Building a Website as a Beginner: My Five Insights Over the Past Few Months!
A few months ago, I was really stressed about building a website. I wanted to create a forum and knew there were downloadable options available, but no matter what I tried, I couldn't successfully install it. Eventually, after much difficulty, I discovered a company called Naisi Nick through HAO123 (http://www.b86.net) that offered a forum package. Thankfully, they helped me install the Discuz forum package. To build this website, I put in a lot of effort. During these tough days of building my site, I believe all fellow webmasters share the same sentiment: all the hard work is worth it if we fight for our ideals. When we succeed, it brings immense satisfaction.

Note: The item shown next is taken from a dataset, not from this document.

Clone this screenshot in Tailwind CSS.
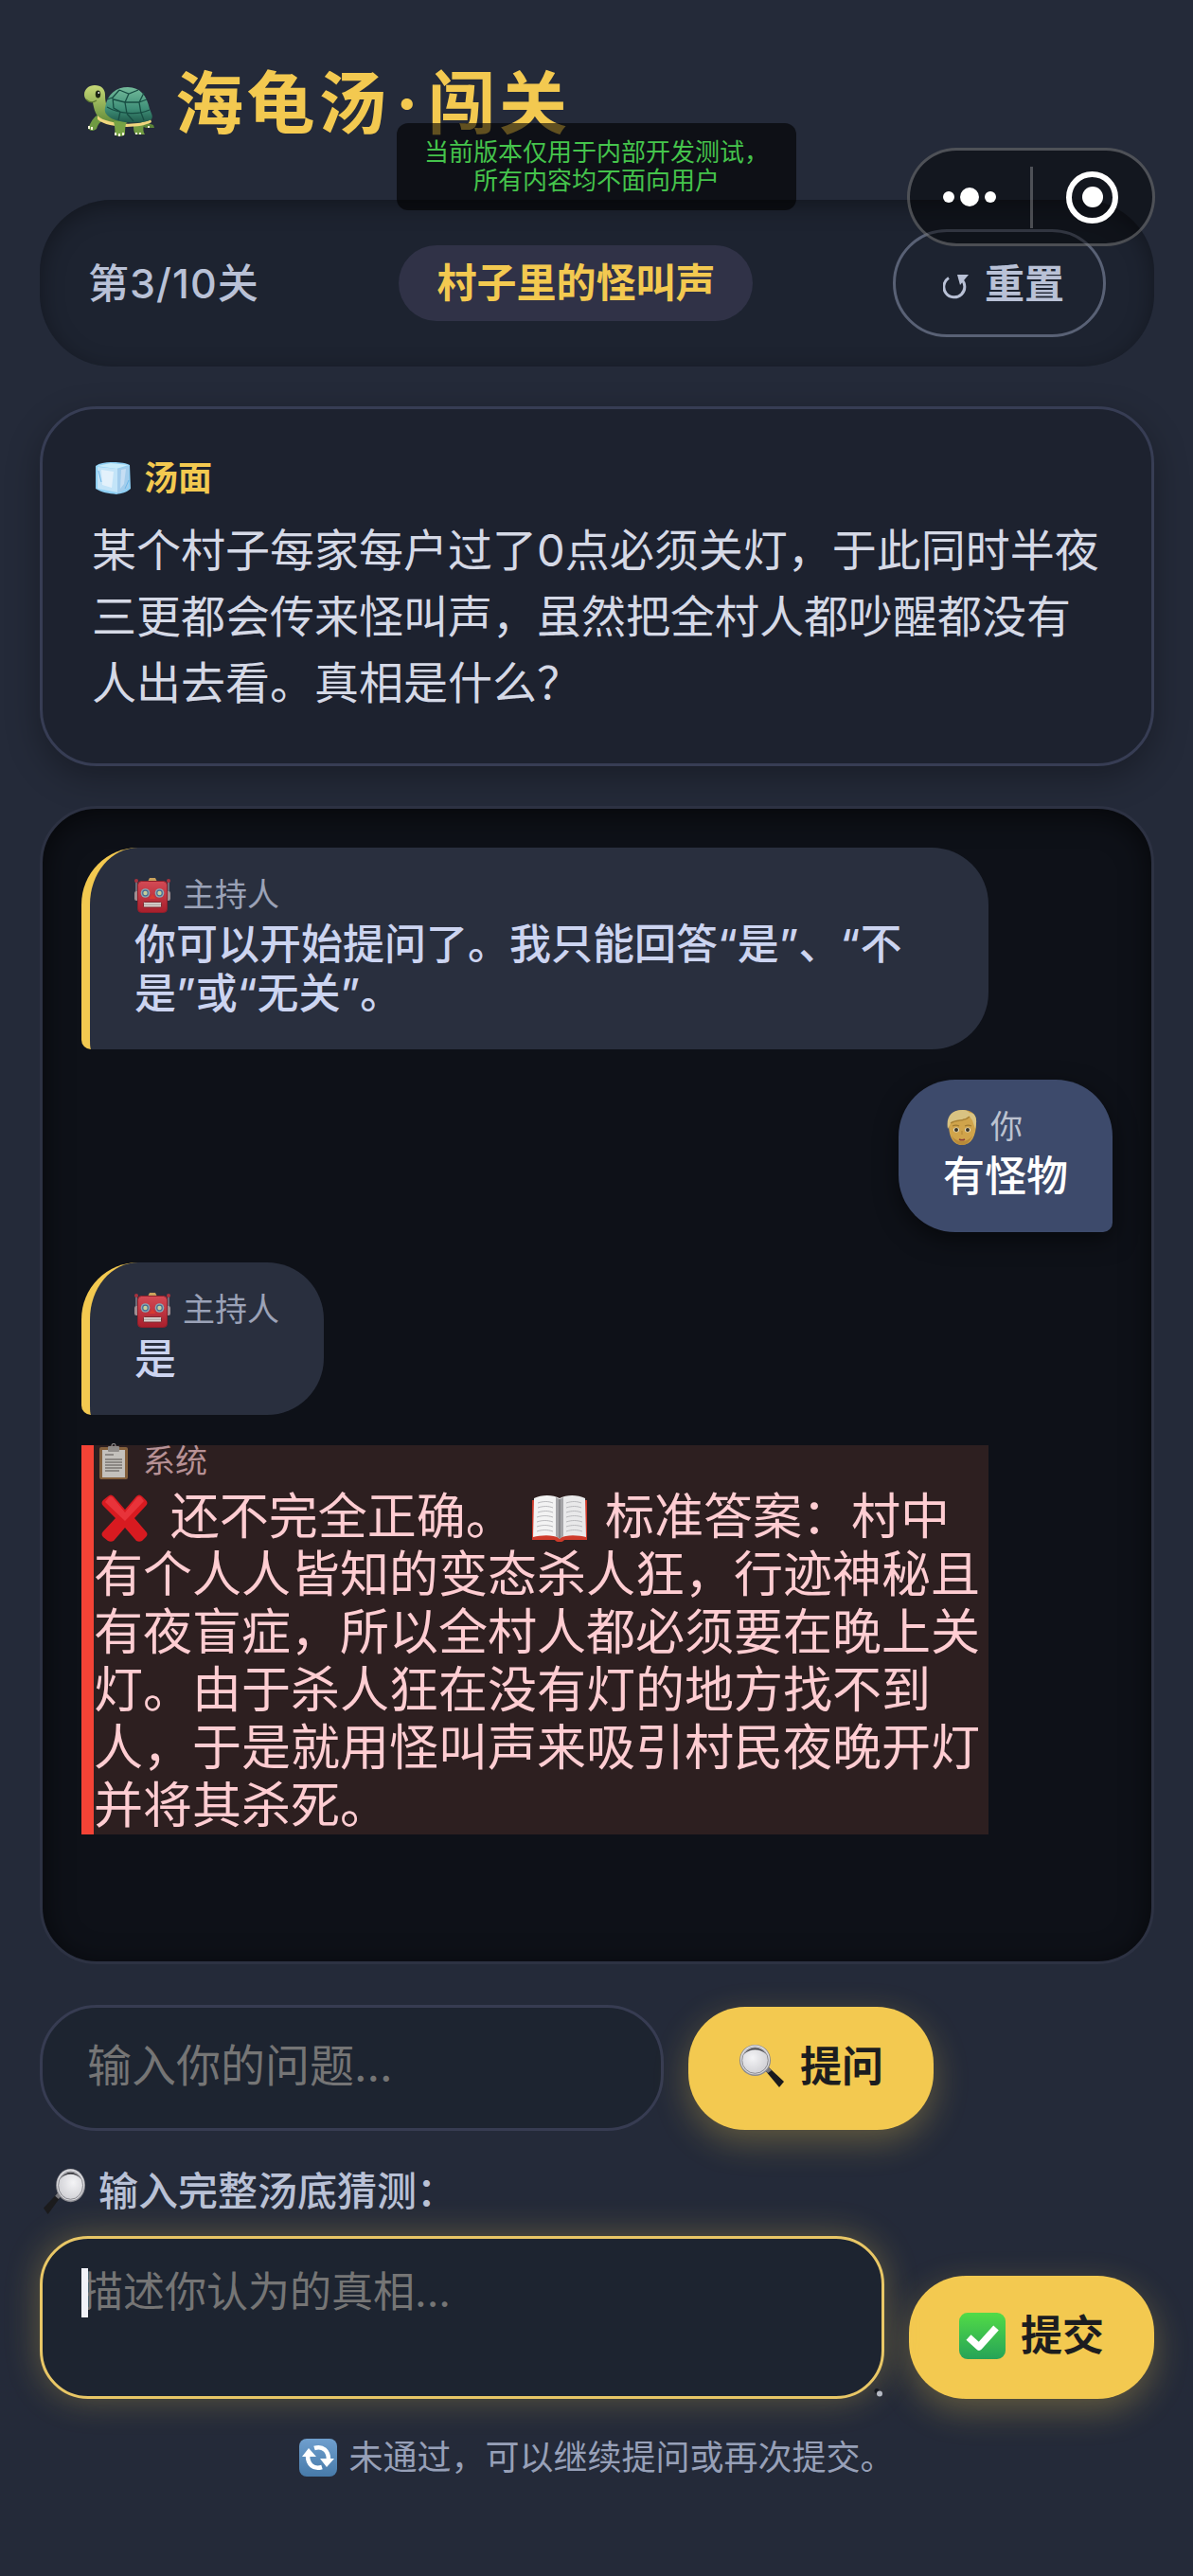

Below, I want to share my insights from the past two months of building my website:
1. External Links
When I first started building the website, I didn’t know what content to write, so I searched on various websites for the content I needed and then published it on my own site. During this time, I came to understand an essential spirit of the internet: the sharing spirit. Many friends who write original content often add at the end: "No reprints allowed, or legal responsibility will be incurred." If new webmasters use such language, they are essentially putting up barriers for their own websites. If your article gets reprinted, your website's authority increases (whether others remove your link or not), and what everyone refers to as PR value will grow.
2. Partnerships
Don't overly concern yourself with the PR value of your partners. For example, a PR5 website might have less than one-third of the traffic of a PR0 website. Moreover, some PR0 websites can bring spider routes to your site. Here’s the key point: your friendly links should ideally point to a few authoritative sites (between 1 to 3). This represents you recommending those sites to the internet audience, and both internet users and spiders will frequently visit your site.
3. Content
Websites should focus on content. I see many webmasters doing SEO. I feel that SEO is only useful after your content is complete, making slight adjustments afterward, which will improve your website's ranking. Emphasize originality, focus on content, and respect intellectual property rights—these are things websites must do.
4. Structure
Ensure your website structure is clear. If you can connect every page of your website together, I believe your website will soon achieve good results.
5. Learning
Visit more webmaster consultation websites to exchange ideas with other webmasters; you will grow from it. (I've learned a lot from Chinaz.)
Finally, I’d like to greet all webmaster friends here. We’re all people who build websites, and the hardships go without saying. I just hope we can make the internet a better place—that’s our ideal as webmasters, isn't it?